主人公の小平次は「鬼の河原」と恐れられる同心だが、実は甘党で幽霊が大の苦手という意外な一面を持つ。一方の蒼円は端正な容姿の僧侶でありながら、幽霊を見る能力を持ち、彼に触れることで他の人にも霊が見えるようになるという特殊な力を備えている。
恩田陸、森見登美彦、ヤマザキマリが大絶賛
「日本ファンタジーノベル大賞2025」の最終選考では、選考委員の恩田陸氏、森見登美彦氏、ヤマザキマリ氏が本作を高く評価した。
恩田陸氏は「のっけからするりとお話に入れ、いきいきとしていて引き込まれ、とても面白かった。甘いもの好きのおっかない顔の同心と、綺麗な顔してシビアな坊主、という組み合わせも楽しい」とコメント。文庫版の解説も担当し、「おいしそう、なのである。何が、というと、この小説に出てくる和菓子が、である」と作品の魅力を語っている。

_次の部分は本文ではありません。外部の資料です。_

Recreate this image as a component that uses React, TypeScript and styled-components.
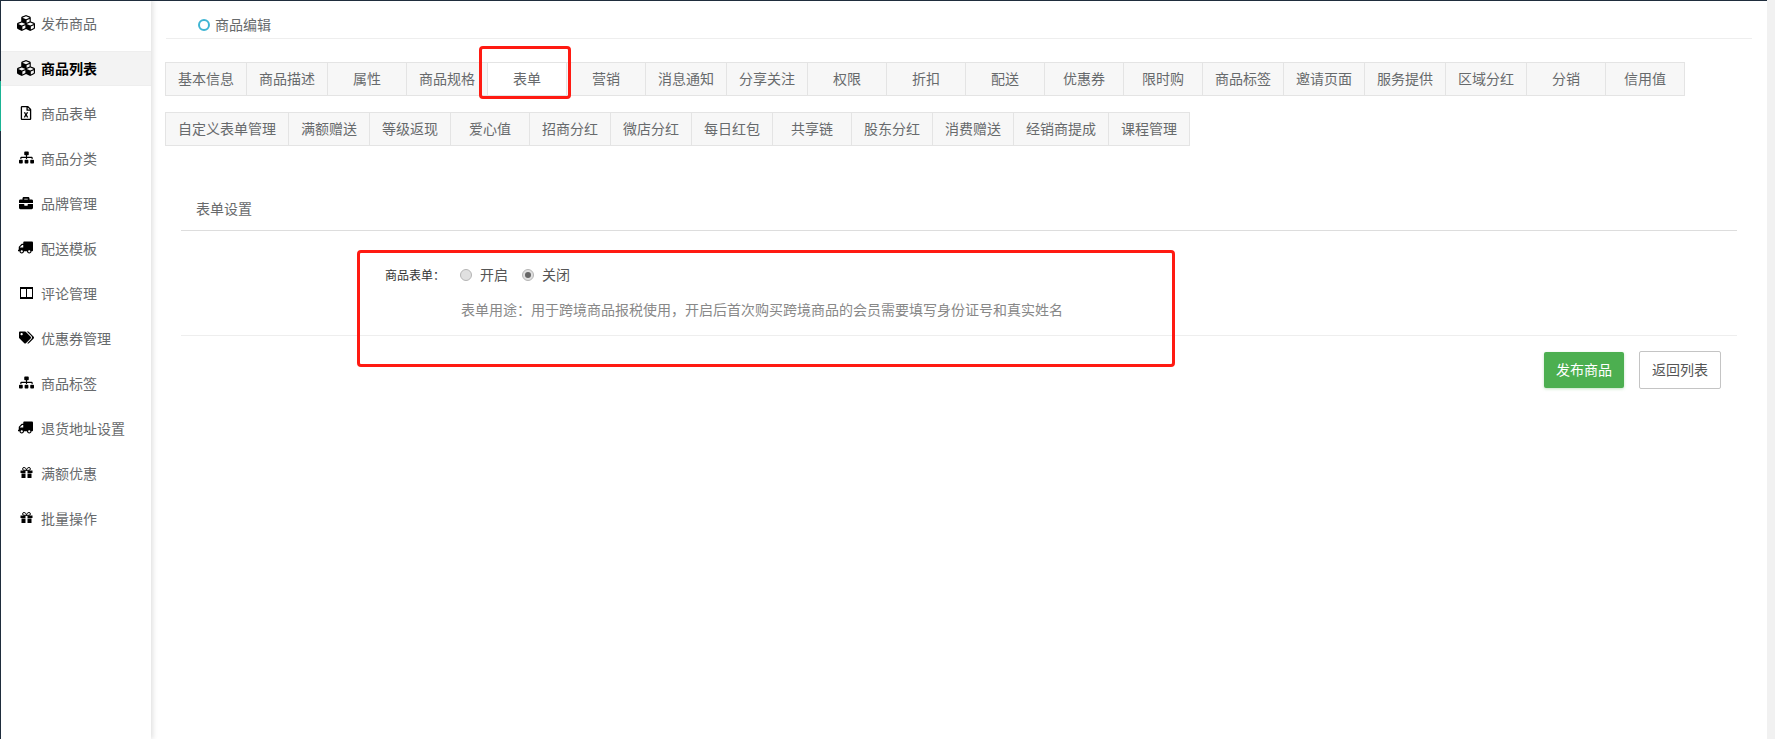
import styled, { createGlobalStyle } from "styled-components";
import type { ComponentType } from "react";
import {
  FaBriefcase,
  FaCubes,
  FaRegFileExcel,
  FaSitemap,
  FaTags,
  FaTruck,
} from "react-icons/fa";

const GlobalStyle = createGlobalStyle`
  html, body {
    margin: 0;
    padding: 0;
    background: #ffffff;
  }
  * {
    box-sizing: border-box;
  }
`;

const Page = styled.div`
  position: relative;
  display: flex;
  width: 1775px;
  height: 739px;
  overflow: hidden;
  background: #ffffff;
  font: 400 14px "Liberation Sans", "Noto Sans CJK SC", sans-serif;
  color: #676a6c;
`;

const GreenMark = styled.div`
  position: absolute;
  left: 0;
  top: 81px;
  width: 1px;
  height: 50px;
  background: #1ab394;
`;

const Sidebar = styled.nav`
  flex: 0 0 151px;
  padding-top: 5px;
  border-top: 1px solid #1f2d3d;
  border-left: 1px solid #1f2d3d;
  box-shadow: 2px 0 5px rgba(0, 0, 0, 0.12);
`;

const SideItem = styled.div<{ $active?: boolean }>`
  display: flex;
  align-items: center;
  height: 35px;
  margin-bottom: 10px;
  padding: 0 0 2px 16px;
  background: ${(p) => (p.$active ? "#f3f3f3" : "transparent")};
  color: ${(p) => (p.$active ? "#000000" : "#676a6c")};
  font-weight: ${(p) => (p.$active ? 700 : 400)};
  border-top: ${(p) => (p.$active ? "1px solid #eeeeee" : "0")};
  border-bottom: ${(p) => (p.$active ? "1px solid #eeeeee" : "0")};
`;

const SideIcon = styled.span<{ $flip?: boolean; $size: number }>`
  display: flex;
  justify-content: center;
  width: 18px;
  margin-right: 6px;
  color: #000000;
  font-size: ${(p) => p.$size}px;
  transform: ${(p) => (p.$flip ? "scaleX(-1)" : "none")};
`;

const Main = styled.main`
  flex: 1;
  padding-left: 15px;
  border-top: 1px solid #1f2d3d;
`;

const TitleBar = styled.div`
  display: flex;
  align-items: center;
  height: 38px;
  margin-right: 15px;
  padding: 8px 0 0 32px;
  border-bottom: 1px solid #eeeeee;
  font-size: 14px;
`;

const TitleDot = styled.span`
  width: 12px;
  height: 12px;
  margin: 2px 5px 0 0;
  border: 2px solid #3fb5d3;
  border-radius: 50%;
`;

const TabRow = styled.div<{ $first?: boolean }>`
  display: flex;
  margin-left: -1px;
  margin-top: ${(p) => (p.$first ? "23px" : "16px")};
`;

const Tab = styled.div<{ $active?: boolean }>`
  position: relative;
  display: flex;
  align-items: center;
  justify-content: center;
  min-width: 80px;
  height: 34px;
  margin-right: -1px;
  padding: 0 12px 2px;
  background: ${(p) => (p.$active ? "#ffffff" : "#f7f7f7")};
  border: 1px solid #e4e4e4;
  white-space: nowrap;
`;

const TabMark = styled.div`
  position: absolute;
  z-index: 2;
  top: -17px;
  left: -9px;
  right: -5px;
  bottom: -4px;
  border: 3px solid #ff1a12;
  border-radius: 4px;
`;

const SectionTitle = styled.div`
  margin: 47px 30px 0 15px;
  height: 38px;
  padding-left: 15px;
  border-bottom: 1px solid #dddddd;
  line-height: 33px;
`;

const FormBlock = styled.div`
  position: relative;
  margin: 0 30px 0 15px;
  height: 105px;
  padding-top: 33px;
  border-bottom: 1px solid #eeeeee;
`;

const FormMark = styled.div`
  position: absolute;
  top: 19px;
  left: 176px;
  width: 818px;
  height: 117px;
  border: 3px solid #ff1a12;
  border-radius: 4px;
`;

const FormRow = styled.div`
  display: flex;
  align-items: center;
  height: 22px;
  padding-left: 204px;
`;

const FormLabel = styled.label`
  width: 75px;
  padding-bottom: 2px;
  color: #333333;
  font-size: 12px;
`;

const Radio = styled.span<{ $on?: boolean }>`
  position: relative;
  width: 12px;
  height: 12px;
  margin-right: 8px;
  border: 1px solid #b5b5b5;
  border-radius: 50%;
  background: #e0e0e0;
  &::after {
    content: "";
    display: ${(p) => (p.$on ? "block" : "none")};
    position: absolute;
    top: 2px;
    left: 2px;
    width: 6px;
    height: 6px;
    border-radius: 50%;
    background: #666666;
  }
`;

const RadioText = styled.span`
  margin-right: 14px;
  padding-bottom: 2px;
  color: #555555;
`;

const Hint = styled.div`
  margin-top: 13px;
  padding-left: 280px;
  color: #888888;
`;

const Actions = styled.div`
  display: flex;
  justify-content: flex-end;
  align-items: center;
  gap: 15px;
  margin: 15px 46px 0 0;
`;

const PublishButton = styled.button`
  width: 80px;
  height: 36px;
  padding: 0 0 2px;
  border: 0;
  border-radius: 2px;
  background: #4caf50;
  box-shadow: 0 1px 3px rgba(76, 175, 80, 0.35);
  color: #ffffff;
  font: inherit;
`;

const BackButton = styled.button`
  width: 82px;
  height: 38px;
  padding: 0 0 2px;
  border: 1px solid #c4c4c4;
  border-radius: 2px;
  background: #ffffff;
  color: #555555;
  font: inherit;
`;

const ScrollTrack = styled.div`
  flex: 0 0 8px;
  background: #f1f1f1;
`;

const ColumnsIcon = () => (
  <svg width="13" height="12" viewBox="0 0 13 12">
    <path fill="currentColor" fillRule="evenodd" d="M0 0h13v12H0z M1 2v8h5V2z M7 2v8h5V2z" />
  </svg>
);

const GiftIcon = () => (
  <svg width="13" height="11" viewBox="0 0 13 11">
    <path
      fill="none"
      stroke="currentColor"
      d="M4 .5a1.4 1.4 0 0 0 0 2.8h5a1.4 1.4 0 0 0 0-2.8C7.6.5 6.5 2 6.5 3.3 6.5 2 5.4.5 4 .5z"
    />
    <path fill="currentColor" d="M.5 3.5h5v2.5h-5z M7.5 3.5h5v2.5h-5z M1.5 6.5h4V11h-4z M7.5 6.5h4V11h-4z" />
  </svg>
);

const sideItems: { label: string; icon: ComponentType; size: number; flip?: boolean; active?: boolean }[] = [
  { label: "发布商品", icon: FaCubes, size: 18 },
  { label: "商品列表", icon: FaCubes, size: 18, active: true },
  { label: "商品表单", icon: FaRegFileExcel, size: 14 },
  { label: "商品分类", icon: FaSitemap, size: 15 },
  { label: "品牌管理", icon: FaBriefcase, size: 14 },
  { label: "配送模板", icon: FaTruck, size: 15, flip: true },
  { label: "评论管理", icon: ColumnsIcon, size: 14 },
  { label: "优惠券管理", icon: FaTags, size: 15 },
  { label: "商品标签", icon: FaSitemap, size: 15 },
  { label: "退货地址设置", icon: FaTruck, size: 15, flip: true },
  { label: "满额优惠", icon: GiftIcon, size: 12 },
  { label: "批量操作", icon: GiftIcon, size: 12 },
];

const tabsOne = [
  "基本信息", "商品描述", "属性", "商品规格", "表单", "营销", "消息通知", "分享关注", "权限", "折扣",
  "配送", "优惠券", "限时购", "商品标签", "邀请页面", "服务提供", "区域分红", "分销", "信用值",
];

const tabsTwo = [
  "自定义表单管理", "满额赠送", "等级返现", "爱心值", "招商分红", "微店分红", "每日红包", "共享链",
  "股东分红", "消费赠送", "经销商提成", "课程管理",
];

const App = () => {
  return (
    <Page>
      <GlobalStyle />
      <GreenMark />
      <Sidebar>
        {sideItems.map((item) => (
          <SideItem key={item.label} $active={item.active}>
            <SideIcon $flip={item.flip} $size={item.size}>
              <item.icon />
            </SideIcon>
            {item.label}
          </SideItem>
        ))}
      </Sidebar>
      <Main>
        <TitleBar>
          <TitleDot />
          商品编辑
        </TitleBar>
        <TabRow $first>
          {tabsOne.map((el) => (
            <Tab key={el} $active={el === "表单"}>
              {el}
              {el === "表单" && <TabMark />}
            </Tab>
          ))}
        </TabRow>
        <TabRow>
          {tabsTwo.map((el) => (
            <Tab key={el}>{el}</Tab>
          ))}
        </TabRow>
        <SectionTitle>表单设置</SectionTitle>
        <FormBlock>
          <FormMark />
          <FormRow>
            <FormLabel>商品表单：</FormLabel>
            <Radio />
            <RadioText>开启</RadioText>
            <Radio $on />
            <RadioText>关闭</RadioText>
          </FormRow>
          <Hint>表单用途：用于跨境商品报税使用，开启后首次购买跨境商品的会员需要填写身份证号和真实姓名</Hint>
        </FormBlock>
        <Actions>
          <PublishButton>发布商品</PublishButton>
          <BackButton>返回列表</BackButton>
        </Actions>
      </Main>
      <ScrollTrack />
    </Page>
  );
};

export default App;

森見登美彦氏は「とにかく読み心地がよくて、エンターテインメントの書きぶりとしては文句のつけようがない。シリーズ化すれば人気作になりそうだ」と評価。ヤマザキマリ氏も「読み始めから最後までアワードの応募作品だということを忘れて読み耽ってしまった。何より本文に出てくる和菓子が美味しそうで、選考会の翌日には豆大福を調達した」と絶賛している。
「しゃばけ」に続く人気シリーズ化への期待
日本ファンタジーノベル大賞は、シリーズ累計1000万部を超える畠中恵氏の大人気江戸妖怪推理帖「しゃばけ」シリーズを輩出した文学賞としても知られる。「しゃばけ」は2025年にTVアニメ化も予定されており、同じく江戸時代を舞台とした『鬼にきんつば』の今後の展開にも注目が集まっている。
作品あらすじと著者情報
物語は、家賃の値下げを迫る店子の僧侶・蒼円に秘密を見破られた同心・小平次が、人知れず殺された女の霊の謎を解く展開から始まる。異能を持つ美貌の僧侶と心優しい同心が、市井の人々の抱える謎を解決していく大江戸人情推理帖となっている。
著者の笹木一氏は東京都生まれの図書館職員で、本作が日本ファンタジーノベル大賞最終候補となりデビューを果たした。
『鬼にきんつば 坊主と同心、幽世しらべ』は新潮文庫より定価781円(税込)で発売中。ISBN:978-4-10-106041-5。